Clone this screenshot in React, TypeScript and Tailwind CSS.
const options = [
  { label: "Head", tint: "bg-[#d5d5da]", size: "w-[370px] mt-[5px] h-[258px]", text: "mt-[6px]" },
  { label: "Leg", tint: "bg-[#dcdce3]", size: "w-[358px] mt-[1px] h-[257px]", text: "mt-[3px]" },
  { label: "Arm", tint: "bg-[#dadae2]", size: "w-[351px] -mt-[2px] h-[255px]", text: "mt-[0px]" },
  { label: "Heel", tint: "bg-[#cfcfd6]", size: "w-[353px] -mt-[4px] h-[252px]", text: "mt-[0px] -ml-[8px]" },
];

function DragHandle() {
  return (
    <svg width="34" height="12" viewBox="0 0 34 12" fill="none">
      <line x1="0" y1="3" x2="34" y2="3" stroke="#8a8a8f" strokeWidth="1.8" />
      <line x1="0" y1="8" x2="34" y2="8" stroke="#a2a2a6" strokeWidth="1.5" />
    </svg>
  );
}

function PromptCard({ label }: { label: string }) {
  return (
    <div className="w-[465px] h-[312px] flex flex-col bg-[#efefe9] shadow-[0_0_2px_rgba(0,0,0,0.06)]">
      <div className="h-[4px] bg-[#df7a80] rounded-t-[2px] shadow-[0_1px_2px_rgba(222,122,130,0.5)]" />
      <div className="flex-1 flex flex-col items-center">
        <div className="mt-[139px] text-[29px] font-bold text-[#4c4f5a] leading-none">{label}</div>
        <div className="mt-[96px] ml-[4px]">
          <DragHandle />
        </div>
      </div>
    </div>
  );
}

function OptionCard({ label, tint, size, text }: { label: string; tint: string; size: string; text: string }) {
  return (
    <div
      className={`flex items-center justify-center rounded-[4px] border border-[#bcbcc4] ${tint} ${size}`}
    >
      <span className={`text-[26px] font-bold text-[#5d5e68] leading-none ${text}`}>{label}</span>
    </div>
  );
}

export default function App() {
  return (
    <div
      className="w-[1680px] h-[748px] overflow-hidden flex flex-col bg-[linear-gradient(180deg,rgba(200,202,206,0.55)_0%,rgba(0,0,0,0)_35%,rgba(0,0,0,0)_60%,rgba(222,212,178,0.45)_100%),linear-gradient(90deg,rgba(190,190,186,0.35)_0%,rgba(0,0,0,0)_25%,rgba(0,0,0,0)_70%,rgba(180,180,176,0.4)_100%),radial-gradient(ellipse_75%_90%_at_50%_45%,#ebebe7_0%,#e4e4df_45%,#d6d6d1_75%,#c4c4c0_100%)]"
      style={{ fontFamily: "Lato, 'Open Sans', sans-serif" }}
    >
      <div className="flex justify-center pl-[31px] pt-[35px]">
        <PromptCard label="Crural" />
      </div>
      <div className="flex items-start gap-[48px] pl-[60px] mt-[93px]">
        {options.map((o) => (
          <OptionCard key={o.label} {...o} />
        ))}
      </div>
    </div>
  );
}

------------------------

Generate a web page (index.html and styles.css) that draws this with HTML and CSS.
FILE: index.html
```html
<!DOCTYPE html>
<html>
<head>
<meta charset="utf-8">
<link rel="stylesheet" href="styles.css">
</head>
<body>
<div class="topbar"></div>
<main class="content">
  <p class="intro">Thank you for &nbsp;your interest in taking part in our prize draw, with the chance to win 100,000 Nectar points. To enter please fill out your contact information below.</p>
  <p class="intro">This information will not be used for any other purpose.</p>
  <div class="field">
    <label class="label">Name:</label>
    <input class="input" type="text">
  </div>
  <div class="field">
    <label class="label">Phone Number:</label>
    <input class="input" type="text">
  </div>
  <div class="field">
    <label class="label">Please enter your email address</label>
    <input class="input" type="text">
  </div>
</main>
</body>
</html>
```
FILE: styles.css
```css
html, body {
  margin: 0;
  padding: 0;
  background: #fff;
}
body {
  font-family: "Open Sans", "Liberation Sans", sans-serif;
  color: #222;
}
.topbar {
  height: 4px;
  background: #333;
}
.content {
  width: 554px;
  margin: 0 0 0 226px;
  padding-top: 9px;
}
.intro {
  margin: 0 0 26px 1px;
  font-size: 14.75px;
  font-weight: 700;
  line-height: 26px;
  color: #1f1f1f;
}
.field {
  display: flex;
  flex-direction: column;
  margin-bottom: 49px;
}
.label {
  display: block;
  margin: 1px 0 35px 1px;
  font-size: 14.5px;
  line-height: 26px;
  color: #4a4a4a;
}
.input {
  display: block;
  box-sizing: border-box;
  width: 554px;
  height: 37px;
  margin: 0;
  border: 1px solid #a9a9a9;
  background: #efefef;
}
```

------------------------

Copy out every line of the data that includes the word "with".

Generate a web page (index.html and styles.css) that draws this with HTML and CSS.
  <p class="intro">Thank you for &nbsp;your interest in taking part in our prize draw, with the chance to win 100,000 Nectar points. To enter please fill out your contact information below.</p>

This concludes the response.